Berzikir kepada Allah Swt. merupakan
perintah sebagaimana kita menemukan dalam beberapa ayat al-Quran. Ini
menunjukkan betapa pentingnya pengaruh dan efek positif berzikir dalam diri
seseorang.
Oleh karena itu, seseorang dikatakan
mendapat predikat ulil albab (mempunyai akal sempurna nan cerdas) apabila mau
kontinyu berzikir kepada Allah Swt dan berfikir atas ciptaan-Nya.
Nah, berzikir dalam posisi
bagaimanakah yang terkategori ulil albab?
Allah Swt berfirman dalam al-Quran,
الَّذِينَ يَذْكُرُونَ اللَّهَ قِيَامًا وَقُعُودًا وَعَلَى
جُنُوبِهِمْ
Dalam memahami tafsir ayat di atas,
terdapat dua pendapat di antara pakar ilmu tafsir.
Pertama, ayat tersebut menjelaskan
tentang urutan tata cara melakukan salat. Yaitu dengan cara berdiri, apabila
tidak mampu berdiri, maka diperbolehkan duduk dan jika tdk mampu duduk, maka
diperbolehkan dengan berbaring. Pendapat ini dipelopori oleh Imam Ali bin Abi
Thalib, Ibnu Abbas, An-Nakha’i dan Qatadah.
Kedua, ayat tersebut dimaksudkan agar
manusia selalu kontinu zikir kepada Allah Swt dalam berbagai posisi atau
keadaan karena manusia biasanya tidak bisa terlepas dari tiga posisi tadi
(berdiri, duduk atau berbaring), baik sedang salat atau di luar salat.
Pendapat ini diikuti oleh mayoritas
pakar tafsir.
Pendapat kedua ini, lebih rajih sebab
didukung dengan berbagai dalil lain yang menguatkan tentang keutamaan zikir,
seperti firman Allah Swt,
فَإِذَا قَضَيْتُمُ الصَّلَاةَ فَاذْكُرُوا اللَّهَ قِيَامًا
وَقُعُودًا وَعَلَى جُنُوبِكُمْ
Termasuk yang merajihkan pendapat
kedua adalah Imam Fakhruddin al-Razi.
Zikir sebagaimana boleh dilakukan
secara individu, juga dapat dilakukan secara kolektif sebab perintah zikir
kepada Allah Swt bersifat mutlak sehingga setiap perintah yang mutlak
menghendaki dalam berbagai waktu, tempat, individu dan posisi secara umum.
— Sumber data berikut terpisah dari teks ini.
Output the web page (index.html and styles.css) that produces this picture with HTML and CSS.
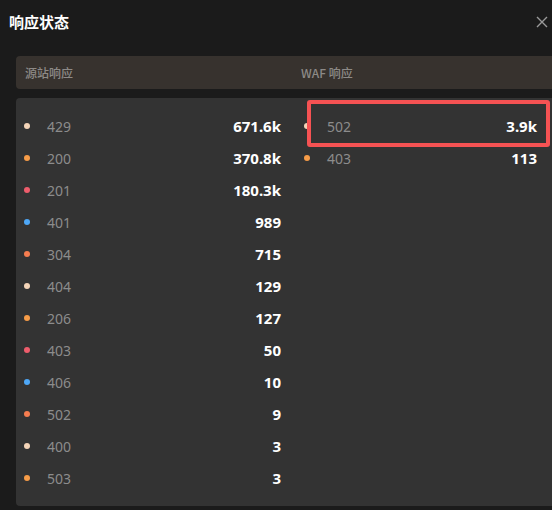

Di antara dalil al-Quran yang
memerintahkan zikir secara mutlak, firman Allah Swt,
يَا أَيُّهَا الَّذِينَ آمَنُوا اذْكُرُوا اللَّهَ ذِكْرًا
كَثِيرًا . وَسَبِّحُوهُ بُكْرَةً وَأَصِيلًا
Perintah zikir dan bertasbih dalam dua
ayat di atas ditujukan kepada orang orang yang beriman dan perintah tersebut
bersifat mutlak maka dapat dilakukan secara kolektif atau individu, juga dengan
dalil firman Allah Swt,
وَاصْبِرْ نَفْسَكَ مَعَ الَّذِينَ يَدْعُونَ رَبَّهُمْ
بِالْغَدَاةِ وَالْعَشِيِّ يُرِيدُونَ وَجْهَهُ
Perintah untuk selalu bersama dengan
orang-orang yang berdoa kepada Allah Swt, boleh dijalankan dengan cara ikut
bersama-sama berdoa dengan mereka, mengamini doanya atau ikut hadir dalam
majlis doa mereka, sebab perintah tersebut bersifat mutlak.
Sedangkan dalil dari Sunah Nabi
Muhammad shallallahu alaihi wasallam yang bersifat mutlak,
قال النبي صلى الله عليه وسلم : يقول الله تعالى : أنَا
عنْدَ ظنِّ عبْدِيْ بيْ وأنَا معهُ إذا ذكَرَنيْ، فإنْ ذكَرَنيْ فيْ نفسهِ ذكرتُه
فيْ نفْسيْ، وإنْ ذكَرَنيْ فيْ ملَأٍ ذكرتُه فيْ ملَأٍ خيرٍ منْهمْ، وإنْ تقرَّبَ
إليّ شبْرًا تقرَّبْتُ إليْهِ ذراعًا، وإنْ تقرَّبَ إليّ ذراعًا تقرّبْتُ إليْهِ
باعًا، وإنْ أتانيْ يمشِيْ أتيْتُه هرولة . رواه البخاري ومسلم
Imam Suyuti memaknai kata fi mala’
berarti dilakukan dengan suara jelas dan terang bukan dengan suara pelan,
karena zikir tersebut dilakukan dalam skala kolektif.
Dengan demikian zikir merupakan
anjuran dari syariat Islam baik dilakukan secara individu atau kolektif dan
boleh dilakukan dalam berbagai posisi. Wallahu a’lam.